By LARA JAKES JORDAN
Associated Press Writer
WASHINGTON- The watchlist used to keep suspected terrorists from entering the United States is too vague and cumbersome to help Homeland Security Department agents weed out legitimate travelers quickly, the agency’s inspector general has concluded.
Innocuous travelers whose names are similar to those on the watchlist can be questioned and held for hours before being admitted into the country, according to a report released Monday by Homeland Security Inspector General Richard L. Skinner. That results in “an extremely inefficient use” of border officers’ time, the report concluded.

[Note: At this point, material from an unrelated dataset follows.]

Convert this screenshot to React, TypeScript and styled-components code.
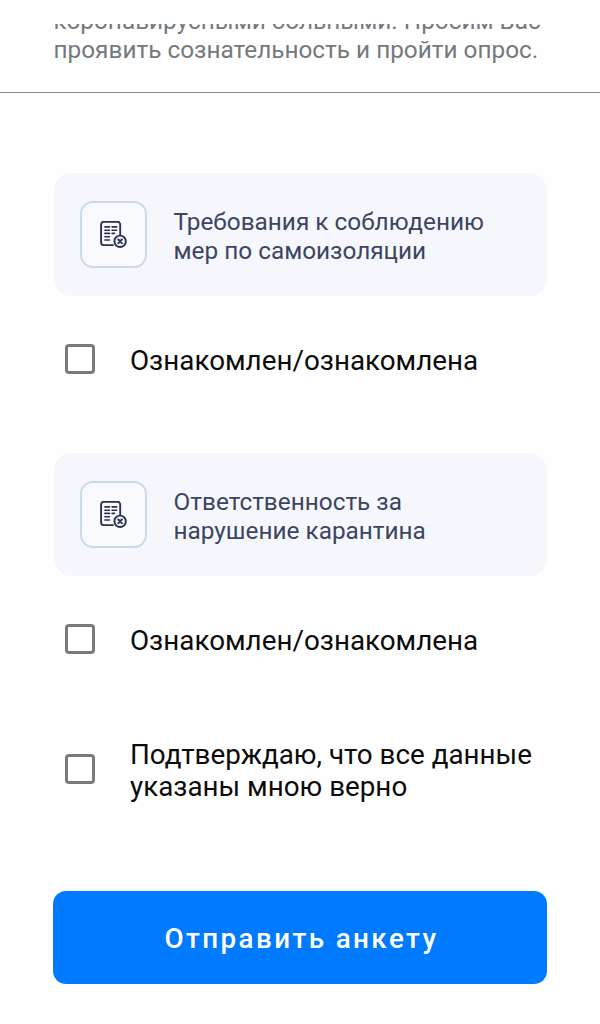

U.S. Customs and Border Protection officers lack “authority to make timely and informed decisions regarding the admissibility of individuals who they could quickly confirm are not the suspected terrorist,” the report found.
A Homeland Security spokesman did not immediately answer a request for comment.
The 11-page report was the short, edited version of a classified document delivered to Homeland Security officials and Congress. It found that Customs and Border Protection officers often lack security clearances to review information about travelers on the watchlists. It also concluded that the officers do not uniformly report details of their encounters with suspicious travelers, potentially resulting in spotty intelligence analysis of terrorists.
Additionally, Skinner found that stepped-up terrorism inspections at the nation’s 324 air, land and sea ports of entry came as border arrests for drug smuggling and fake immigration documents have dropped.
Sen. Joseph Lieberman, top Democrat on the Senate Homeland Security and Governmental Affairs Committee, blamed “weak leadership” at Homeland Security. He said it “has left our border protection agents poorly armed to stop terrorist infiltration.”
The report “tells us that CBP has failed to provide its workers with the support they need to stop suspected terrorists from crossing our ports of entry,” said Lieberman.